My name is Mark. And I’m a pasty-holic. It’s been 2 weeks since my last pasty.

Confession time. I can’t resist a good pasty. Previously, whenever I didn’t take my own lunch to work, I’d normally grab a pasty. Not just because they are yummy. But they are cheap. And I am tight. My Yorkshireness well and truly kicks in when I have to spend £3 on a sandwich from M&S or the like. This however, didn’t make for a calorie conscious diet. Combined with a recent holiday to Devon, where copious amounts of fish and chips, pasties (of course), cream teas and fudge were consumed, meant I was nudging 15 stone on the scales when I got home. And I’m 5ft 11. This means I am well into the overweight category, creeping closer to Obese. Eeeek.

The Devon trip wasn’t just about stuffing as many calories down my neck as possible.
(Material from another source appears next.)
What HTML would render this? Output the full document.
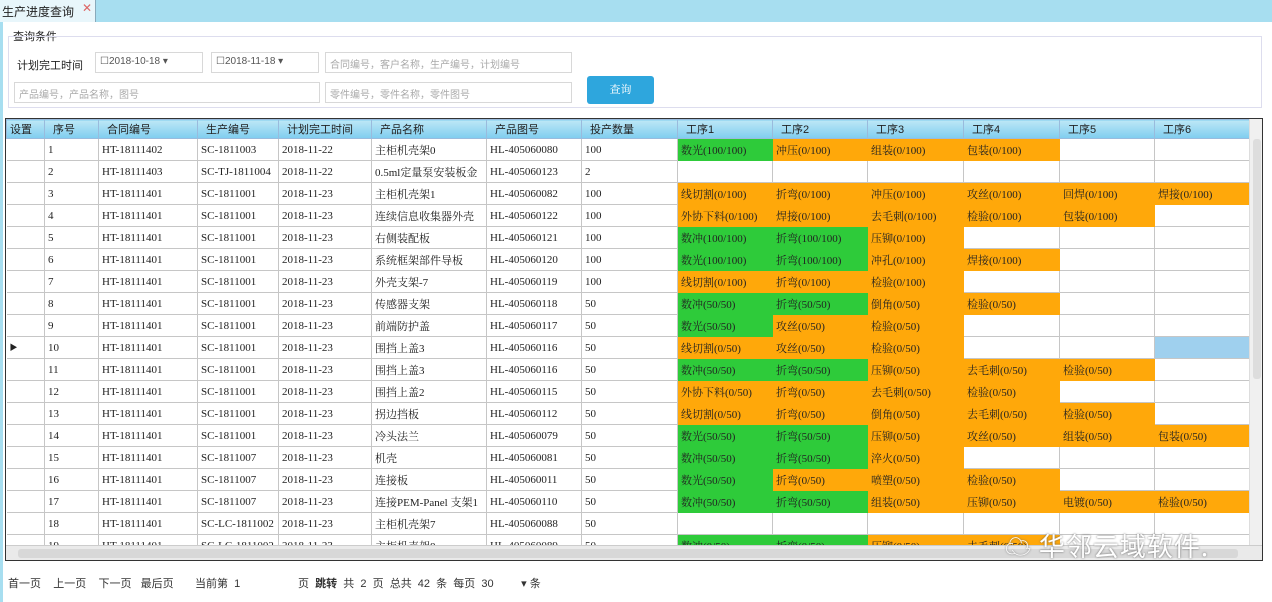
<!DOCTYPE html><html><head><meta charset="utf-8"><style>
*{margin:0;padding:0;box-sizing:border-box}
body{width:1272px;height:602px;overflow:hidden;background:#fff;font-family:"Liberation Serif","Noto Serif CJK SC",serif;font-size:11px;color:#222;position:relative}
.top{position:absolute;left:0;top:0;width:1272px;height:22px;background:#a7def0}
.tab{position:absolute;left:0;top:0;width:96px;height:22px;background:#e8f6fb;border-right:1px solid #8ab;font-size:12px;padding:3px 2px;font-family:"Liberation Sans","Noto Sans CJK SC",sans-serif}
.tab b{color:#d66;font-weight:normal;position:absolute;left:82px;top:1px}
.side{position:absolute;left:0;top:22px;width:3px;height:580px;background:#a7def0}
.panel{position:absolute;left:8px;top:36px;width:1254px;height:72px;border:1px solid #dde}
.lbl{position:absolute;font-size:11px;font-family:"Liberation Sans","Noto Sans CJK SC",sans-serif}
.inp{position:absolute;height:21px;border:1px solid #d8d8d8;color:#aaa;font-size:10px;padding:3px 4px;font-family:"Liberation Sans","Noto Sans CJK SC",sans-serif}
.btn{position:absolute;left:587px;top:76px;width:67px;height:28px;background:#2ea6dd;border-radius:3px;color:#fff;text-align:center;line-height:28px;font-size:11px}
.grid{position:absolute;left:5px;top:118px;width:1258px;height:443px;border:1px solid #333;overflow:hidden}
table{border-collapse:collapse;table-layout:fixed;position:absolute;left:0;top:0}
td,th{height:22px;border:1px solid #c6c6c6;white-space:nowrap;overflow:hidden;padding-left:3px;font-weight:normal;text-align:left}
th{height:19px;background:linear-gradient(#bde7f6,#7fcdef);border-color:#9bd;font-family:"Liberation Sans","Noto Sans CJK SC",sans-serif;padding-left:8px}
td.g{background:#2ecb3a;border-color:#2ecb3a}
td.o{background:#ffa80a;border-color:#ffa80a}
td.s{background:#9fd0ee}
td:first-child{border-left:none}
.vs{position:absolute;left:1243px;top:0;width:14px;height:426px;background:#f0f0f0;border-left:1px solid #ddd}
.vs i{position:absolute;left:3px;top:20px;width:8px;height:240px;background:#ddd;border-radius:3px}
.hs{position:absolute;left:0;top:426px;width:1257px;height:16px;background:#eaeaea;border-top:1px solid #ccc}
.hs i{position:absolute;left:12px;top:3px;width:1220px;height:9px;background:#d8d8d8;border-radius:3px}
.foot{position:absolute;top:575px;font-size:11px;color:#333;font-family:"Liberation Sans","Noto Sans CJK SC",sans-serif}
.wm{position:absolute;left:1005px;top:527px;font-size:26px;color:#fff;font-family:"Noto Sans CJK SC",sans-serif;text-shadow:0 0 2px #666;letter-spacing:1px}
</style></head><body>
<div class="top"><div class="tab">生产进度查询<b>✕</b></div></div>
<div class="side"></div>
<div class="lbl" style="left:13px;top:28px">查询条件</div>
<div class="panel"></div>
<div class="lbl" style="left:17px;top:57px">计划完工时间</div>
<div class="inp" style="left:95px;top:52px;width:108px;color:#555">☐2018-10-18 ▾</div>
<div class="inp" style="left:211px;top:52px;width:108px;color:#555">☐2018-11-18 ▾</div>
<div class="inp" style="left:325px;top:52px;width:247px">合同编号，客户名称，生产编号，计划编号</div>
<div class="inp" style="left:14px;top:82px;width:306px">产品编号，产品名称，图号</div>
<div class="inp" style="left:325px;top:82px;width:247px">零件编号，零件名称，零件图号</div>
<div class="btn">查询</div>
<div class="grid">
<table style="width:1243px">
<colgroup><col style="width:38px"><col style="width:54px"><col style="width:99px"><col style="width:81px"><col style="width:93px"><col style="width:115px"><col style="width:95px"><col style="width:96px"><col style="width:95px"><col style="width:95px"><col style="width:96px"><col style="width:96px"><col style="width:95px"><col style="width:95px"></colgroup>
<tr><th style="padding-left:3px">设置</th><th>序号</th><th>合同编号</th><th>生产编号</th><th>计划完工时间</th><th>产品名称</th><th>产品图号</th><th>投产数量</th><th>工序1</th><th>工序2</th><th>工序3</th><th>工序4</th><th>工序5</th><th>工序6</th></tr>
<tr><td></td><td>1</td><td>HT-18111402</td><td>SC-1811003</td><td>2018-11-22</td><td>主柜机壳架0</td><td>HL-405060080</td><td>100</td><td class="g">数光(100/100)</td><td class="o">冲压(0/100)</td><td class="o">组装(0/100)</td><td class="o">包装(0/100)</td><td></td><td></td></tr>
<tr><td></td><td>2</td><td>HT-18111403</td><td>SC-TJ-1811004</td><td>2018-11-22</td><td>0.5ml定量泵安装板金</td><td>HL-405060123</td><td>2</td><td></td><td></td><td></td><td></td><td></td><td></td></tr>
<tr><td></td><td>3</td><td>HT-18111401</td><td>SC-1811001</td><td>2018-11-23</td><td>主柜机壳架1</td><td>HL-405060082</td><td>100</td><td class="o">线切割(0/100)</td><td class="o">折弯(0/100)</td><td class="o">冲压(0/100)</td><td class="o">攻丝(0/100)</td><td class="o">回焊(0/100)</td><td class="o">焊接(0/100)</td></tr>
<tr><td></td><td>4</td><td>HT-18111401</td><td>SC-1811001</td><td>2018-11-23</td><td>连续信息收集器外壳</td><td>HL-405060122</td><td>100</td><td class="o">外协下料(0/100)</td><td class="o">焊接(0/100)</td><td class="o">去毛刺(0/100)</td><td class="o">检验(0/100)</td><td class="o">包装(0/100)</td><td></td></tr>
<tr><td></td><td>5</td><td>HT-18111401</td><td>SC-1811001</td><td>2018-11-23</td><td>右侧装配板</td><td>HL-405060121</td><td>100</td><td class="g">数冲(100/100)</td><td class="g">折弯(100/100)</td><td class="o">压铆(0/100)</td><td></td><td></td><td></td></tr>
<tr><td></td><td>6</td><td>HT-18111401</td><td>SC-1811001</td><td>2018-11-23</td><td>系统框架部件导板</td><td>HL-405060120</td><td>100</td><td class="g">数光(100/100)</td><td class="g">折弯(100/100)</td><td class="o">冲孔(0/100)</td><td class="o">焊接(0/100)</td><td></td><td></td></tr>
<tr><td></td><td>7</td><td>HT-18111401</td><td>SC-1811001</td><td>2018-11-23</td><td>外壳支架-7</td><td>HL-405060119</td><td>100</td><td class="o">线切割(0/100)</td><td class="o">折弯(0/100)</td><td class="o">检验(0/100)</td><td></td><td></td><td></td></tr>
<tr><td></td><td>8</td><td>HT-18111401</td><td>SC-1811001</td><td>2018-11-23</td><td>传感器支架</td><td>HL-405060118</td><td>50</td><td class="g">数冲(50/50)</td><td class="g">折弯(50/50)</td><td class="o">倒角(0/50)</td><td class="o">检验(0/50)</td><td></td><td></td></tr>
<tr><td></td><td>9</td><td>HT-18111401</td><td>SC-1811001</td><td>2018-11-23</td><td>前端防护盖</td><td>HL-405060117</td><td>50</td><td class="g">数光(50/50)</td><td class="o">攻丝(0/50)</td><td class="o">检验(0/50)</td><td></td><td></td><td></td></tr>
<tr><td style="font-size:8px">▶</td><td>10</td><td>HT-18111401</td><td>SC-1811001</td><td>2018-11-23</td><td>围挡上盖3</td><td>HL-405060116</td><td>50</td><td class="o">线切割(0/50)</td><td class="o">攻丝(0/50)</td><td class="o">检验(0/50)</td><td></td><td></td><td class="s"></td></tr>
<tr><td></td><td>11</td><td>HT-18111401</td><td>SC-1811001</td><td>2018-11-23</td><td>围挡上盖3</td><td>HL-405060116</td><td>50</td><td class="g">数冲(50/50)</td><td class="g">折弯(50/50)</td><td class="o">压铆(0/50)</td><td class="o">去毛刺(0/50)</td><td class="o">检验(0/50)</td><td></td></tr>
<tr><td></td><td>12</td><td>HT-18111401</td><td>SC-1811001</td><td>2018-11-23</td><td>围挡上盖2</td><td>HL-405060115</td><td>50</td><td class="o">外协下料(0/50)</td><td class="o">折弯(0/50)</td><td class="o">去毛刺(0/50)</td><td class="o">检验(0/50)</td><td></td><td></td></tr>
<tr><td></td><td>13</td><td>HT-18111401</td><td>SC-1811001</td><td>2018-11-23</td><td>拐边挡板</td><td>HL-405060112</td><td>50</td><td class="o">线切割(0/50)</td><td class="o">折弯(0/50)</td><td class="o">倒角(0/50)</td><td class="o">去毛刺(0/50)</td><td class="o">检验(0/50)</td><td></td></tr>
<tr><td></td><td>14</td><td>HT-18111401</td><td>SC-1811001</td><td>2018-11-23</td><td>冷头法兰</td><td>HL-405060079</td><td>50</td><td class="g">数光(50/50)</td><td class="g">折弯(50/50)</td><td class="o">压铆(0/50)</td><td class="o">攻丝(0/50)</td><td class="o">组装(0/50)</td><td class="o">包装(0/50)</td></tr>
<tr><td></td><td>15</td><td>HT-18111401</td><td>SC-1811007</td><td>2018-11-23</td><td>机壳</td><td>HL-405060081</td><td>50</td><td class="g">数冲(50/50)</td><td class="g">折弯(50/50)</td><td class="o">淬火(0/50)</td><td></td><td></td><td></td></tr>
<tr><td></td><td>16</td><td>HT-18111401</td><td>SC-1811007</td><td>2018-11-23</td><td>连接板</td><td>HL-405060011</td><td>50</td><td class="g">数光(50/50)</td><td class="o">折弯(0/50)</td><td class="o">喷塑(0/50)</td><td class="o">检验(0/50)</td><td></td><td></td></tr>
<tr><td></td><td>17</td><td>HT-18111401</td><td>SC-1811007</td><td>2018-11-23</td><td>连接PEM-Panel 支架1</td><td>HL-405060110</td><td>50</td><td class="g">数冲(50/50)</td><td class="g">折弯(50/50)</td><td class="o">组装(0/50)</td><td class="o">压铆(0/50)</td><td class="o">电镀(0/50)</td><td class="o">检验(0/50)</td></tr>
<tr><td></td><td>18</td><td>HT-18111401</td><td>SC-LC-1811002</td><td>2018-11-23</td><td>主柜机壳架7</td><td>HL-405060088</td><td>50</td><td></td><td></td><td></td><td></td><td></td><td></td></tr>
<tr><td></td><td>19</td><td>HT-18111401</td><td>SC-LC-1811002</td><td>2018-11-23</td><td>主柜机壳架8</td><td>HL-405060089</td><td>50</td><td class="g">数冲(0/50)</td><td class="g">折弯(0/50)</td><td class="o">压铆(0/50)</td><td class="o">去毛刺(0/50)</td><td></td><td></td></tr>
</table>
<div class="vs"><i></i></div>
<div class="hs"><i></i></div>
</div>
<div class="wm">☁ 华邻云域软件.</div>
<div class="foot" style="left:8px">首一页&nbsp;&nbsp;&nbsp;&nbsp;上一页&nbsp;&nbsp;&nbsp;&nbsp;下一页&nbsp;&nbsp;&nbsp;最后页&nbsp;&nbsp;&nbsp;&nbsp;&nbsp;&nbsp;&nbsp;当前第&nbsp;&nbsp;1</div>
<div class="foot" style="left:298px">页&nbsp;&nbsp;<b>跳转</b>&nbsp;&nbsp;共&nbsp;&nbsp;2&nbsp;&nbsp;页&nbsp;&nbsp;总共&nbsp;&nbsp;42&nbsp;&nbsp;条&nbsp;&nbsp;每页&nbsp;&nbsp;30&nbsp;&nbsp;&nbsp;&nbsp;&nbsp;&nbsp;&nbsp;&nbsp;&nbsp;▾&nbsp;条</div>
</body></html>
A visit to a National Trust property that had a pop up book stall, resulted in the purchase of the Hairy Dieters cookbook (for £1 – I gave myself 8/10 on the Yorkshireness scale). If you don’t know them, the Hairy Bikers have appeared on several BBC TV series in the UK. They basically ride around places on their motorbikes, sampling and cooking local cuisine. Incidentally, it was the first TV programme I watched with my daughter after she was born, whilst my wife was recovering! Anyway, in the past couple of years, they’ve lost loads of weight and appeared in a series and wrote a book called the Hairy Dieters, where they share some of the healthy meals they’ve created to help them shift the lard. It was the intro to the book that struck me though…..that they realised they needed to get healthy not just for themselves….but for their families too. With two young children of my own, this really hit home.

Anyway, almost 3 weeks later, having sampled several of their dishes, and some others too, and cutting my daily intake to 1500 calories (from goodness knows what!) using one of those clever app things, I’ve lost 4kg (almost 9 pounds). And, to my surprise, it’s been pretty easy! I’ve set myself a target of losing 1kg a week, and to get down to 80kg (12.5 stone). I’ll let you know how I get on and perhaps share some of the more successful dishes I’ve tried!